In the long run, though, it was all for the best, as Christianity took root in British soil fertilized with the blood of martyrs. Here Offa, famous King of Mercia, gives land to the monks to endow the monastery of St. Albans.

And orders construction of the buildings.

Looking at Matthew Paris' pictures makes me smile. He represents for me the gentle, creative side of medieval life, the sense of wonder, of delight in form, color, and story, that they built into their cathedrals and painted into their books.

2 comments:

G. Verloren said...

Paris was a terrific writer – in fact he was too good of a writer, and kept adding things to his "chronicles" because they made the story better, for example, he is respondible for the notion that the participants in the Children's Crusade were sold into slavery by Venetians

It's a bit darkly ironic, since the Venetians were the first nation ever to ban the slave trade, some two centuries before Paris was even born.

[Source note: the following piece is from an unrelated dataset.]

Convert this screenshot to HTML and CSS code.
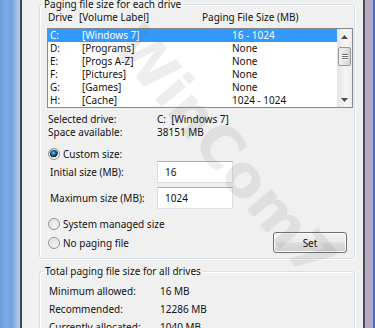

(Though to be fair, it was just the ~trade~ at first - ownership of slaves was still legal, and one could acquire slaves through private treaty. But still, the idea of the Republic itself selling people into slavery ought to have been laughable.)

G. Verloren said...

This seems like a story that wandered in from the life of an earlier saint who lived in the Syrian or North African desert, since I am not sure anyone in Britain has ever died of thirst.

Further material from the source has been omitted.